Official title: Repeal certain student loan provisions, and for other purposes.
Introduced March 26, 2026 by Richard Blumenthal · Last progress March 26, 2026
The bill trades clearer, longer-term statutory rules and restored relief for certain borrower-defense and closed-school claimants (and simpler tax treatment for endowments) against reduced temporary/expanded forgiveness and narrower aid eligibility — benefits for administrative predictability and some taxpayers but potential added costs and disruptions for many students and loan borrowers.
Students and other borrowers with borrower-defense claims and former students of closed schools will have stronger paths to loan discharge and smaller debt burdens as the bill restores prior borrower-defense and closed-school discharge rules.
Students and colleges get clearer, more consistent eligibility rules for federal student aid (the three-category definition), reducing ambiguity about which programs qualify.
Borrowers affected by temporary or expanded PSLF/repayment changes gain clarity as the bill returns to prior statutory rules, simplifying long-term program administration and reducing regulatory uncertainty.
Many borrowers who relied on expanded PSLF rules or temporary repayment benefits (pauses, forbearances, modified terms) will lose credit toward forgiveness or previously accrued relief and may see payments or interest accrual resume, increasing their debt burden.
Students in programs that fall outside the bill's narrower three-category definition may lose eligibility for federal student aid, reducing access to education and causing enrollment and revenue losses at affected institutions.
Reinstating prior rules and narrowing definitions will create administrative burden and confusion for borrowers, loan servicers, colleges, and the Department of Education as programs are reclassified and retroactive changes are implemented.
Based on analysis of 7 sections of legislative text.
Reverts multiple reconciliation-era student loan and borrower protection changes, narrows HEA program scope with a defined "covered educational program," and fixes the endowment excise tax at 1.4% starting in 2026 taxable years.

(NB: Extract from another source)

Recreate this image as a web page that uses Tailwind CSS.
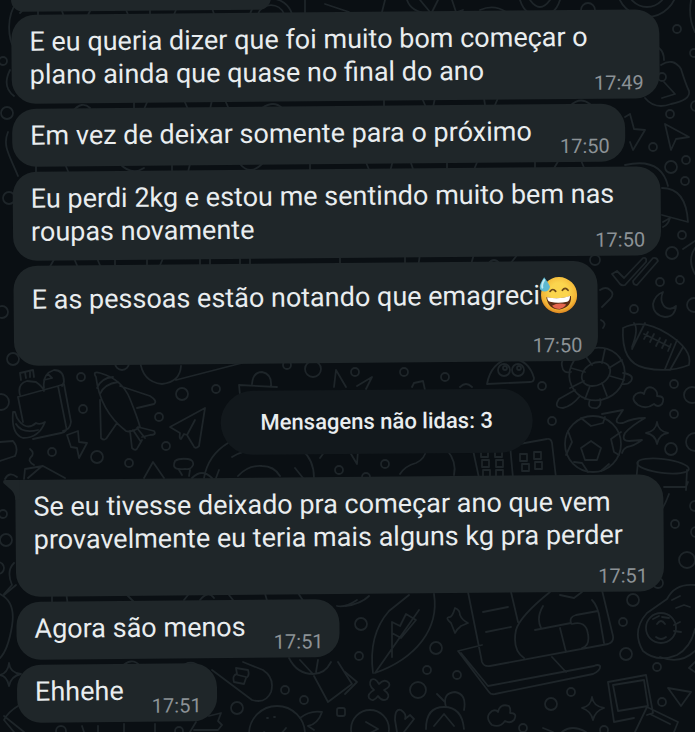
<!DOCTYPE html>
<html lang="pt-BR">
<head>
    <meta charset="UTF-8">
    <meta name="viewport" content="width=device-width, initial-scale=1.0">
    <title>Conversa</title>
    <script src="https://cdn.jsdelivr.net/npm/@tailwindcss/browser@4"></script>
</head>
<body class="bg-[#0a0f13] font-['Roboto',sans-serif]">
    <main class="relative min-h-screen overflow-hidden">

        <!-- wallpaper -->
        <svg class="absolute inset-0 w-full h-full" viewBox="0 0 695 732" preserveAspectRatio="xMidYMin slice" fill="none" stroke="#1e2529" stroke-width="1.8" stroke-linecap="round" stroke-linejoin="round" aria-hidden="true">
            <!-- small circles -->
            <circle cx="3" cy="61" r="4"/><circle cx="7" cy="113" r="6"/><circle cx="9" cy="198" r="6"/><circle cx="2" cy="312" r="6"/><circle cx="13" cy="359" r="6"/><circle cx="1" cy="402" r="8"/>
            <circle cx="81" cy="377" r="4"/><circle cx="83" cy="409" r="4"/><circle cx="52" cy="452" r="4"/><circle cx="97" cy="457" r="6"/><circle cx="129" cy="463" r="4"/><circle cx="166" cy="446" r="4"/>
            <circle cx="159" cy="417" r="4"/><circle cx="182" cy="394" r="6"/><circle cx="216" cy="389" r="4"/><circle cx="313" cy="369" r="8"/><circle cx="287" cy="365" r="4"/><circle cx="122" cy="363" r="7"/><circle cx="339" cy="470" r="4"/>
            <circle cx="677" cy="29" r="4"/><circle cx="694" cy="53" r="4"/><circle cx="670" cy="114" r="4"/><circle cx="653" cy="147" r="4"/><circle cx="671" cy="167" r="6"/><circle cx="686" cy="160" r="4"/><circle cx="685" cy="181" r="4"/><circle cx="682" cy="235" r="4"/><circle cx="696" cy="106" r="5"/>
            <circle cx="672" cy="253" r="6"/><circle cx="660" cy="282" r="4"/><circle cx="680" cy="280" r="4"/><circle cx="634" cy="309" r="4"/><circle cx="595" cy="260" r="5"/><circle cx="355" cy="372" r="4"/><circle cx="404" cy="372" r="4"/><circle cx="445" cy="377" r="4"/><circle cx="542" cy="386" r="4"/>
            <circle cx="674" cy="384" r="4"/><circle cx="674" cy="414" r="4"/><circle cx="692" cy="395" r="8"/><circle cx="694" cy="305" r="7"/><circle cx="552" cy="421" r="4"/><circle cx="671" cy="449" r="6"/><circle cx="695" cy="442" r="9"/><circle cx="385" cy="464" r="4"/><circle cx="366" cy="477" r="4"/>
            <circle cx="3" cy="514" r="4"/><circle cx="6" cy="540" r="6"/><circle cx="-2" cy="568" r="6"/><circle cx="675" cy="524" r="4"/><circle cx="695" cy="506" r="5"/><circle cx="687" cy="560" r="8"/><circle cx="696" cy="532" r="5"/><circle cx="633" cy="600" r="6"/><circle cx="658" cy="583" r="5"/><circle cx="623" cy="622" r="4"/><circle cx="626" cy="654" r="6"/><circle cx="657" cy="667" r="4"/>
            <circle cx="361" cy="624" r="6"/><circle cx="359" cy="656" r="4"/><circle cx="436" cy="648" r="6"/><circle cx="427" cy="670" r="4"/><circle cx="457" cy="675" r="4"/><circle cx="418" cy="690" r="8"/><circle cx="571" cy="692" r="4"/><circle cx="551" cy="704" r="6"/><circle cx="662" cy="702" r="4"/><circle cx="523" cy="728" r="4"/><circle cx="604" cy="730" r="4"/>
            <circle cx="285" cy="690" r="4"/><circle cx="304" cy="700" r="4"/><circle cx="237" cy="708" r="6"/><rect x="337" y="708" width="8" height="8" rx="2"/><circle cx="61" cy="731" r="5"/><circle cx="179" cy="731" r="4"/>
            <!-- top edge -->
            <path d="M17 2C6 16 8 38 14 48M10 70c-6 12-4 20 4 26M8 132c-6 14 2 24 10 44M250 14a22 22 0 0 1 42 0M258 14a14 14 0 0 1 26 0M305 0v14M325 4l24 8M385 0l-3 12M407 0q4 12 22 14t34-4M420 0l10 12M438 0l-6 12M452 0l4 12M480 10q14-6 26 2M520 0q5 16 20 16t20-16M530 0q10 14 20 0"/>
            <circle cx="588" cy="10" r="7"/><circle cx="647" cy="-13" r="30"/><circle cx="647" cy="-13" r="20"/><path d="M691 0q-3 18 4 32"/>
            <!-- marks between bubbles -->
            <path d="M20 13l6-6M38 5v12M60 5l4 12M93 5l-6 12M124 5l5 12M150 5v12M178 5l-5 12M211 5l4 12M72 112q10-12 18-4M134 100v14M148 100l-6 14M184 100l6 14M212 100l-3 14M225 100l6 14M262 108q12-8 20 0M384 98v12M422 98l6 14M435 98l-3 14M484 98l2 14M498 98l-6 14M570 106q10-10 20-2M36 164v12M65 164l5 12M120 164q12 12 24 4M172 164v12M190 164l-3 12M240 164q10 12 22 0M310 160v12M365 160l5 12M393 160l-3 12M410 160l4 12M447 160v12M478 160l-5 12M535 158v12M560 158l-7 12M580 158l5 12M48 270l8-14M73 256l6 14M96 256l6 14M115 256v14M147 256v14M158 270l6-14M200 256v14M210 256v14M240 256v14M250 256v14M340 254v14M405 254v14M420 254l-2 14M474 254l-4 14M488 264q6-8 12 0M510 264l8-10M52 592v14M66 592l2 14M122 590l14 14M184 600l8-10M200 600q8-10 14-2M225 590l8 10M264 590l4 14M296 590l8 12M120 668q12-12 20-2M180 668q8-8 16-4"/>
            <!-- lock, bolt, pointer, umbrella -->
            <path d="M659 48q5 4 5 12M661 65q12-8 20 4q5 16 8 22q2 9-18 13q-16 6-26-6"/><circle cx="662" cy="77" r="4"/><path d="M664 82l11 12-13 4M630 114l4 15 11 1-12 20-3-8M625 117l5-3M665 124l24 13-13 2-5 11zM625 165q36-8 43 21M662 188q24 0 26 34l-26-7M663 222l7-4q-2 7-7 9M695 241l-12 8"/>
            <!-- double check, moon, heart -->
            <path d="M612 274l5-3 7 7 19-20q4-1 3 4l-21 23q-3 1-5-1zM633 281l20-23q4-1 5 3l-21 24q-4 0-4-4M663 292q-4 9 2 15 6 4 11-1-1 11-11 11-12-2-12-13 2-9 10-12zM600 290q6-4 10 0 5 4 0 9l-8 8M601 320q6 3 2 8M695 248q-8 12 0 26"/>
            <!-- american football -->
            <path d="M623 328q20-10 45 6t21 31q-20 8-44 3t-22-40zM634 323q5 6-2 24M645 323l-13 26M677 340l-12 29M683 347l-13 23M644 334l26 13M648 332l-4 7M654 334l-4 8M660 338l-4 8M666 340l-4 8M671 344l-3 7"/>
            <!-- turtle -->
            <ellipse cx="597" cy="374" rx="28" ry="26" transform="rotate(-25 597 374)"/><ellipse cx="596" cy="374" rx="15" ry="11" transform="rotate(-28 596 374)"/><path d="M584 381l-14 7M590 386l-5 13M602 383l5 13M610 376l14 4M609 368l13-8M602 363l3-14M592 365l-8-11M585 372l-14-4M574 360q-14-4-12 6 1 8 9 6M575 390l-16 9q-6 9 4 9 9-2 17-12M590 400q-4 9 7 8 5-3 3-9M623 373q12 2 8 8-3 4-9 3"/>
            <!-- cloud, ghost, stars -->
            <path d="M638 405q-8-6-2-11 5-3 8 0 2-9 9-6 5 3 4 8 9 0 5 8-4 4-8 0-8 6-16 1zM487 384q4-22 24-26 18 2 23 20 0 4-4 4zM357 386l15-9-6 12M412 387l2-4 9-2 2 9M460 387q6-6 12 0"/><circle cx="504" cy="370" r="6"/><circle cx="518" cy="370" r="6"/><circle cx="505" cy="368" r="2"/><circle cx="519" cy="368" r="2"/>
            <!-- soccer ball with flames -->
            <circle cx="593" cy="444" r="28"/><path d="M591 441l10 7-4 12h-12l-4-12zM581 418l10 8 12-3 2-6M621 432l-10 7 3 13 5 3M568 431l4 11-6 13M574 462l8 1 6 9M601 471l8-7M602 414l21-4-6 9q-2 5 6 4 10-5 22-5-14 8-20 15-4 8 4 8l13-1q-8 6-15 7-4 2-5 6"/>
            <path d="M657 422q1 9 11 11-9 1-11 11-1-9-11-11 10-2 11-11z"/>
            <!-- drum, dominoes -->
            <path d="M638 462l-2 20M687 470l-1 20M660 492l-9 28q10-4 18-26M664 487h22l2-5"/><ellipse cx="663" cy="466" rx="26" ry="7" transform="rotate(7 663 466)"/><path d="M473 450l6 28M510 445l3 33M508 446l39-7q4-1 5 4l4 35"/>
            <path d="M481 450h7v7h-7zM495 450h7v7h-7zM482 460h7v7h-7zM496 460h7v7h-7zM483 470h7v7h-7zM496 470h7v7h-7zM520 454h7v7h-7zM534 452h7v7h-7zM522 464h7v7h-7zM535 462h7v7h-7z"/>
            <path d="M351 454l6 10 1-14M400 474q5-8 16-11 9-4 10-13M447 450q10 12 7 25"/>
            <!-- food bag -->
            <path d="M18 397l40-11 8 40q2 6-5 7l-28 6M18 397l5 25M58 386l6-2 7 38q-1 8-8 9M20 395q-3-11 7-14l9 1q7 5 8 9M21 380l-1-7 13-3 1 7M25 372l1 6M30 371v6M44 388q-2-14 10-18 10 0 10 12l-2 4M44 380l8-2M48 374l4 4M13 412q-2 22 10 26 16 0 22-16-5 3-9 1-10 9-19-5l-2-6zM16 424q6 10 22 6M0 442l13-1q6 7 2 15l-15 5"/>
            <!-- bolt, rocket, paper plane -->
            <path d="M67 435l11-4 1 11 8 1-8 15-2-10-6-1zM96 377q-4-6 4-4 22 6 30 26t10 28q-9 6-14 4-26-20-30-54zM97 388q4-10 16-11M100 394q4-10 18-12M120 386l30 10q8 5 4 8l-17 4M100 400l1 38q4 4 7-2l9-13M130 431l2 17q4 4 6-1l4-7M138 427l16 4q3 4-4 4l-8 2M133 430l8 12M137 428l8 10M170 427l35-19-6 38q-4 4-6-1l-6-10-3-1-3 5q-2 0-1-6zM187 435l8-15"/>
            <!-- bits around the unread label -->
            <path d="M140 360q2 22 22 24 18-2 19-18M176 380l66-17M240 395l-1-10 38 2M252 384q1-12 10-12 10 2 9 14M334 387l2-17 10 17M228 443q-20 12-24 35M232 457q10-7 26-7M302 450q12 10 12 28M295 468l8 10M320 458l5-7M238 476q10-11 24-10 12 0 18 10M219 470l-3 8M175 461q4-3 13-2 6 1 5 6-2 5-8 4-10 1-11-3 0-3 1-5zM179 470l3 5M190 470l-1 6M192 478q10-10 20 0M144 478l9-16 11 16M30 449q5 4 1 8t3 8M24 479l1-10 18-3 22 12M28 478l14-12M5 479q4-8 12-2"/>
            <!-- left side, lower -->
            <path d="M14 563q-8 8-2 22l-8 9M16 585l-12 10M0 594q16 8 12 32t-12 32M9 663q1 10 12 11-10 2-12 12-2-10-9-11 8-2 9-12zM18 706q-10 6-14 14l10 12M4 716l20 16M82 726l2 6M98 726v6M124 724v8M155 724v8M196 722l-6 10M209 716l12-3-3 8 4 4-4 5h-24"/>
            <!-- pill, balloon, smiling face -->
            <path d="M212 670l40 30q14 4 19-8 4-14-8-22l-20-8M236 668l12 2q2 6-2 8l-2 6-10-2q-2-7 3-8zM238 675l8 2M289 658q8 16 24 16 12 0 18-12M300 660l12 13M318 660l-2 12M314 676l14 26 24-18-14-22"/><circle cx="277" cy="734" r="28"/><path d="M267 718h1M274 717h1M264 732q12 10 22-4M300 718q10-8 22-6-4 12-14 14l6 4M337 606q8 2 20-6"/>
            <!-- leaf, star, plaster -->
            <path d="M373 673q-5-38 16-62l20-16M434 594q4 26-12 47t-47 32l44-63M392 622l8 4 6-12 10 6-15 18-9-5v24zM455 608q-3 10-6 9-4 1 2 6l4 10q2-4 6-7l7-3q-6-3-8-8 0-5-5-7zM345 606q16-2 24-10M345 672l12 10-12 12M371 680q4-3 8 4 6-6 10-1 2 4-5 7 7 5 3 9-5 3-9-3-5 7-9 2-2-4 5-8-6-5-3-10z"/>
            <!-- laptop -->
            <path d="M468 592l14 70q2 5 8 4l118-22q6-2 5-8l-12-50M482 645l-24 6 31 41q2 3 6 2l98-20q8-4 7-8-2-2-6 0l-106 20-27-33M552 657l14 15M511 592l7 30M483 612l25-5M486 632l25-5M560 595l14 3 8-6M592 600q6 6 8 20l4 23M550 592q-30 24-34 38-4 20 8 28M543 606q-7 12-2 22M535 630l36-7q-2-6 5-8l22-4M560 628l6 24M572 624q14-4 16 10 2 12-6 14"/>
            <!-- avocado -->
            <path d="M695 585q-20-2-28 14l-20 14q-16 18-4 38 14 12 34 4 14-8 18-26M660 657q20 8 35-6"/><circle cx="661" cy="628" r="15"/><path d="M653 619l6-3M662 617l7 1M657 624q4-6 8 0M656 637q5 4 10 0M674 625l6-3M674 631l7 1M672 600l8-4M676 608l8-3 6 2"/>
            <!-- photos, bottom bits -->
            <path d="M608 682l38-7 7 38-6 2M608 682l6 40 20-4M613 685l31-5 4 26-30 5zM647 707l31 15-4 10M647 707l-12 25M650 714l20 10M668 688l23 4-10 14zM592 697q1 9 12 11-9 3-11 12-2-9-11-12 9-2 10-11zM492 725q-8-8 0-14 4-2 6 1 2-9 11-6 2 3 1 7 8 0 4 7-4 4-9 1-5 7-13 4zM543 728l10 4M562 732q10-8 24 0M695 662l-6 6 6 4"/>
            <circle cx="370" cy="729" r="19"/><path d="M366 722l12 7-10 5M397 732l-2-12q0-12 6-10 6 4 4 9l5-4 4 4-10 13M426 729q0-22 18-22t20 22M434 726l10-12 10 12M437 694l8 8M446 707q-4-14 9-15 12 2 9 18"/>
        </svg>

        <!-- chat, slightly tilted -->
        <div class="relative flex flex-col items-start gap-[5px] pl-[11px] pr-9 origin-top-left -rotate-[0.5deg] text-[27px] leading-[33px] text-[#e9edef]">

            <div class="w-[260px] h-3 -mb-0.5 rounded-b-3xl bg-[#1f2629]"></div>

            <div class="grid w-full max-w-[648px] rounded-3xl bg-[#1f2629] pl-[18px] pr-4 pt-[11px] pb-1">
                <p class="col-start-1 row-start-1 pb-2 whitespace-nowrap">E eu queria dizer que foi muito bom começar o<br>plano ainda que quase no final do ano</p>
                <time class="col-start-1 row-start-1 self-end justify-self-end text-xl leading-6 text-[#8c9296]">17:49</time>
            </div>

            <div class="flex min-h-[58px] gap-7 rounded-3xl bg-[#1f2629] pl-[18px] pr-4 pt-[11px] pb-1">
                <p class="whitespace-nowrap">Em vez de deixar somente para o próximo</p>
                <time class="self-end text-xl leading-6 text-[#8c9296]">17:50</time>
            </div>

            <div class="grid w-full max-w-[648px] rounded-3xl bg-[#1f2629] pl-[18px] pr-4 pt-[11px] pb-1">
                <p class="col-start-1 row-start-1 pb-2 whitespace-nowrap">Eu perdi 2kg e estou me sentindo muito bem nas<br>roupas novamente</p>
                <time class="col-start-1 row-start-1 self-end justify-self-end text-xl leading-6 text-[#8c9296]">17:50</time>
            </div>

            <div class="flex flex-col gap-4 rounded-3xl bg-[#1f2629] pl-[18px] pr-4 pt-3 pb-1">
                <p class="flex h-11 items-center pr-1 whitespace-nowrap">E as pessoas estão notando que emagreci
                    <svg class="size-[38px] shrink-0" viewBox="0 0 40 40" role="img" aria-label="rosto sorridente com gota de suor">
                        <defs>
                            <radialGradient id="face" cx="0.5" cy="0.4" r="0.6">
                                <stop offset="0.4" stop-color="#fbd54e"/>
                                <stop offset="0.8" stop-color="#f3b536"/>
                                <stop offset="1" stop-color="#dc8420"/>
                            </radialGradient>
                        </defs>
                        <circle cx="20.500" cy="20" r="19" fill="url(#face)"/>
                        <path d="M11 16q3-4 6 0M24 15q3-4 6 0" fill="none" stroke="#6b4718" stroke-width="1.800" stroke-linecap="round"/>
                        <path d="M7 22q13 3 26-1 1 12-12 14Q9 35 7 22z" fill="#5b2d16"/>
                        <path d="M8 22q12 3 24-1 0 5-3 6-9 2-18 0-3-1-3-5z" fill="#fff"/>
                        <path d="M13 31q7-4 15-1-3 4-7 4.500-5 0-8-3.500z" fill="#e5654e"/>
                        <path d="M5 1Q0 8 0 12q1 4 5.500 4T11 11Q10 8 5 1z" fill="#5cb8d0"/>
                        <path d="M5 4q-3 5-2 8" fill="none" stroke="#c0eaf3" stroke-width="2" stroke-linecap="round"/>
                    </svg>
                </p>
                <time class="self-end text-xl leading-6 text-[#8c9296]">17:50</time>
            </div>

            <div class="flex w-full max-w-[648px] justify-center pl-[76px] pt-[22px] pb-[18px]">
                <div class="rounded-full bg-[#12181c] px-10 py-5 text-[22px] leading-6 font-medium whitespace-nowrap">Mensagens não lidas: 3</div>
            </div>

            <div class="relative flex flex-col gap-3 w-full max-w-[648px] rounded-3xl rounded-tl-none bg-[#1f2629] pl-[18px] pr-4 pt-[11px] pb-1">
                <svg class="absolute top-0 -left-3 w-4 h-5" viewBox="0 0 16 20" fill="#1f2629" aria-hidden="true"><path d="M2 0h14v20h-4q0-6-4-10L0 3q-1-3 2-3z"/></svg>
                <p class="whitespace-nowrap">Se eu tivesse deixado pra começar ano que vem<br>provavelmente eu teria mais alguns kg pra perder</p>
                <time class="self-end text-xl leading-6 text-[#8c9296]">17:51</time>
            </div>

            <div class="flex min-h-[58px] gap-7 rounded-3xl bg-[#1f2629] pl-[18px] pr-4 pt-[11px] pb-1">
                <p class="whitespace-nowrap">Agora são menos</p>
                <time class="self-end text-xl leading-6 text-[#8c9296]">17:51</time>
            </div>

            <div class="flex min-h-[58px] gap-7 rounded-3xl bg-[#1f2629] pl-[18px] pr-4 pt-[11px] pb-1">
                <p class="whitespace-nowrap">Ehhehe</p>
                <time class="self-end text-xl leading-6 text-[#8c9296]">17:51</time>
            </div>
        </div>
    </main>
</body>
</html>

Repeals multiple provisions inserted by a recent reconciliation law that changed student loan repayment, deferment/forbearance, Public Service Loan Forgiveness, borrower defense and closed-school discharge rules, and other higher-education provisions. It narrows who is covered under a key Higher Education Act provision by replacing the generic term “educational program” with a defined set of “covered educational program” categories (certificate/associate/baccalaureate/graduate groupings). It also permanently fixes the private college endowment excise tax at 1.4% of net investment income for taxable years beginning after December 31, 2025, replacing the prior tiered rates.